YOUR TASK: Type out the complete listing below word for word, without its pictures.

┌─ MATERIAL

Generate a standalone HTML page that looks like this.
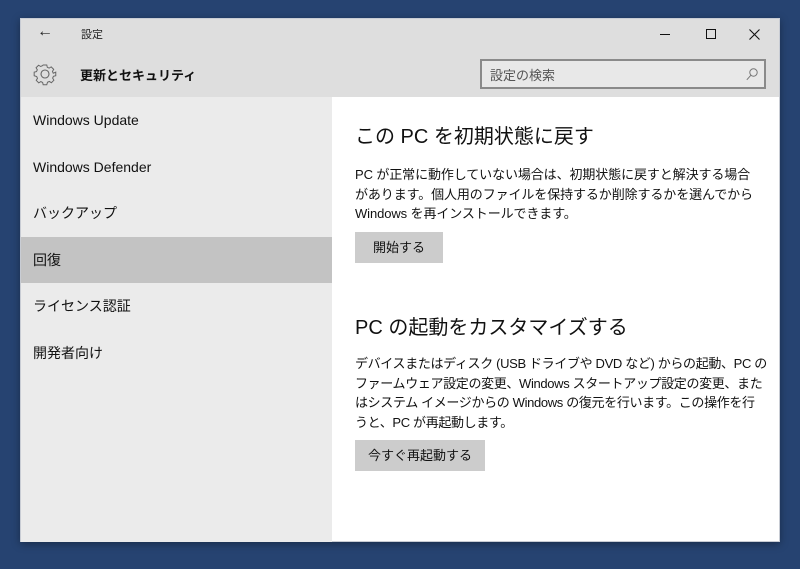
<!DOCTYPE html>
<html><head><meta charset="utf-8"><style>
*{margin:0;padding:0;box-sizing:border-box}
body{width:800px;height:569px;background:#264371;position:relative;overflow:hidden;font-family:"Liberation Sans","Noto Sans CJK JP",sans-serif;color:#000}
.win{position:absolute;left:20px;top:18px;width:760px;height:524px;background:#fff;border:1px solid #c8ccd4;box-shadow:0 2px 8px rgba(0,0,0,.35)}
.title{position:absolute;left:0;top:0;width:758px;height:78px;background:#dedede}
.side{position:absolute;left:0;top:78px;width:311px;height:445px;background:#ebebeb}
.t{position:absolute;white-space:nowrap}
.item{position:absolute;left:0;width:311px;height:46px;font-size:14px;padding-left:12px;line-height:46px;color:#111}
.sel{background:#c3c3c3}
.search{position:absolute;left:459px;top:40px;width:286px;height:30px;border:2px solid #8a8a8a;background:#e8e8e8}
h2{position:absolute;font-weight:normal;font-size:20px;color:#111;white-space:nowrap}
p{position:absolute;font-size:13px;line-height:19.5px;color:#111;white-space:nowrap;letter-spacing:-0.1px}
.btn{position:absolute;background:#cccccc;font-size:13px;text-align:center;line-height:31px;height:31px;color:#111}
</style></head><body>
<div class="win">
 <div class="title">
  <div class="t" style="left:16px;top:4px;font-size:16px;color:#222">←</div>
  <div class="t" style="left:60px;top:7px;font-size:11px;color:#222">設定</div>
  <div style="position:absolute;left:639px;top:15px;width:10px;height:1px;background:#111"></div>
  <div style="position:absolute;left:685px;top:10px;width:10px;height:10px;border:1px solid #111"></div>
  <svg style="position:absolute;left:728px;top:10px" width="11" height="11" viewBox="0 0 11 11" stroke="#111" stroke-width="1.1"><path d="M0.5 0.5L10.5 10.5M10.5 0.5L0.5 10.5"/></svg>
  <svg style="position:absolute;left:12px;top:43px" width="24" height="24" viewBox="0 0 24 24" fill="none" stroke="#666" stroke-width="1.1"><path d="M10 2h4l.6 2.6 2 .9 2.3-1.4 2.8 2.8-1.4 2.3.9 2L24 10v4l-2.6.6-.9 2 1.4 2.3-2.8 2.8-2.3-1.4-2 .9L14 24h-4l-.6-2.6-2-.9-2.3 1.4-2.8-2.8 1.4-2.3-.9-2L0 14v-4l2.6-.6.9-2-1.4-2.3 2.8-2.8 2.3 1.4 2-.9z" transform="scale(.9) translate(1.3 1.3)"/><circle cx="12" cy="12" r="4"/></svg>
  <div class="t" style="left:59px;top:46px;font-size:13px;font-weight:bold;color:#111">更新とセキュリティ</div>
  <div class="search"><div class="t" style="left:8px;top:4px;font-size:13px;color:#555">設定の検索</div>
   <svg style="position:absolute;left:264px;top:7px" width="12" height="13" viewBox="0 0 12 13" fill="none" stroke="#777" stroke-width="1"><circle cx="7.5" cy="4.5" r="3.7"/><path d="M4.8 7.3L0.8 11.8"/></svg></div>
 </div>
 <div class="side">
  <div class="item" style="top:0">Windows Update</div>
  <div class="item" style="top:47px">Windows Defender</div>
  <div class="item" style="top:93px">バックアップ</div>
  <div class="item sel" style="top:140px">回復</div>
  <div class="item" style="top:186px">ライセンス認証</div>
  <div class="item" style="top:233px">開発者向け</div>
 </div>
 <h2 style="left:334px;top:101px">この PC を初期状態に戻す</h2>
 <p style="left:334px;top:146px">PC が正常に動作していない場合は、初期状態に戻すと解決する場合<br>があります。個人用のファイルを保持するか削除するかを選んでから<br>Windows を再インストールできます。</p>
 <div class="btn" style="left:334px;top:213px;width:88px">開始する</div>
 <h2 style="left:334px;top:292px">PC の起動をカスタマイズする</h2>
 <p style="left:334px;top:335px;letter-spacing:-0.35px">デバイスまたはディスク (USB ドライブや DVD など) からの起動、PC の<br>ファームウェア設定の変更、Windows スタートアップ設定の変更、また<br>はシステム イメージからの Windows の復元を行います。この操作を行<br>うと、PC が再起動します。</p>
 <div class="btn" style="left:334px;top:421px;width:130px">今すぐ再起動する</div>
</div>
</body></html>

└─

RESULT OF THIS EXERCISE:
Generate a standalone HTML page that looks like this.
<!DOCTYPE html>
<html><head><meta charset="utf-8"><style>
*{margin:0;padding:0;box-sizing:border-box}
body{width:800px;height:569px;background:#264371;position:relative;overflow:hidden;font-family:"Liberation Sans","Noto Sans CJK JP",sans-serif;color:#000}
.win{position:absolute;left:20px;top:18px;width:760px;height:524px;background:#fff;border:1px solid #c8ccd4;box-shadow:0 2px 8px rgba(0,0,0,.35)}
.title{position:absolute;left:0;top:0;width:758px;height:78px;background:#dedede}
.side{position:absolute;left:0;top:78px;width:311px;height:445px;background:#ebebeb}
.t{position:absolute;white-space:nowrap}
.item{position:absolute;left:0;width:311px;height:46px;font-size:14px;padding-left:12px;line-height:46px;color:#111}
.sel{background:#c3c3c3}
.search{position:absolute;left:459px;top:40px;width:286px;height:30px;border:2px solid #8a8a8a;background:#e8e8e8}
h2{position:absolute;font-weight:normal;font-size:20px;color:#111;white-space:nowrap}
p{position:absolute;font-size:13px;line-height:19.5px;color:#111;white-space:nowrap;letter-spacing:-0.1px}
.btn{position:absolute;background:#cccccc;font-size:13px;text-align:center;line-height:31px;height:31px;color:#111}
</style></head><body>
<div class="win">
 <div class="title">
  <div class="t" style="left:16px;top:4px;font-size:16px;color:#222">←</div>
  <div class="t" style="left:60px;top:7px;font-size:11px;color:#222">設定</div>
  <div style="position:absolute;left:639px;top:15px;width:10px;height:1px;background:#111"></div>
  <div style="position:absolute;left:685px;top:10px;width:10px;height:10px;border:1px solid #111"></div>
  <svg style="position:absolute;left:728px;top:10px" width="11" height="11" viewBox="0 0 11 11" stroke="#111" stroke-width="1.1"><path d="M0.5 0.5L10.5 10.5M10.5 0.5L0.5 10.5"/></svg>
  <svg style="position:absolute;left:12px;top:43px" width="24" height="24" viewBox="0 0 24 24" fill="none" stroke="#666" stroke-width="1.1"><path d="M10 2h4l.6 2.6 2 .9 2.3-1.4 2.8 2.8-1.4 2.3.9 2L24 10v4l-2.6.6-.9 2 1.4 2.3-2.8 2.8-2.3-1.4-2 .9L14 24h-4l-.6-2.6-2-.9-2.3 1.4-2.8-2.8 1.4-2.3-.9-2L0 14v-4l2.6-.6.9-2-1.4-2.3 2.8-2.8 2.3 1.4 2-.9z" transform="scale(.9) translate(1.3 1.3)"/><circle cx="12" cy="12" r="4"/></svg>
  <div class="t" style="left:59px;top:46px;font-size:13px;font-weight:bold;color:#111">更新とセキュリティ</div>
  <div class="search"><div class="t" style="left:8px;top:4px;font-size:13px;color:#555">設定の検索</div>
   <svg style="position:absolute;left:264px;top:7px" width="12" height="13" viewBox="0 0 12 13" fill="none" stroke="#777" stroke-width="1"><circle cx="7.5" cy="4.5" r="3.7"/><path d="M4.8 7.3L0.8 11.8"/></svg></div>
 </div>
 <div class="side">
  <div class="item" style="top:0">Windows Update</div>
  <div class="item" style="top:47px">Windows Defender</div>
  <div class="item" style="top:93px">バックアップ</div>
  <div class="item sel" style="top:140px">回復</div>
  <div class="item" style="top:186px">ライセンス認証</div>
  <div class="item" style="top:233px">開発者向け</div>
 </div>
 <h2 style="left:334px;top:101px">この PC を初期状態に戻す</h2>
 <p style="left:334px;top:146px">PC が正常に動作していない場合は、初期状態に戻すと解決する場合<br>があります。個人用のファイルを保持するか削除するかを選んでから<br>Windows を再インストールできます。</p>
 <div class="btn" style="left:334px;top:213px;width:88px">開始する</div>
 <h2 style="left:334px;top:292px">PC の起動をカスタマイズする</h2>
 <p style="left:334px;top:335px;letter-spacing:-0.35px">デバイスまたはディスク (USB ドライブや DVD など) からの起動、PC の<br>ファームウェア設定の変更、Windows スタートアップ設定の変更、また<br>はシステム イメージからの Windows の復元を行います。この操作を行<br>うと、PC が再起動します。</p>
 <div class="btn" style="left:334px;top:421px;width:130px">今すぐ再起動する</div>
</div>
</body></html>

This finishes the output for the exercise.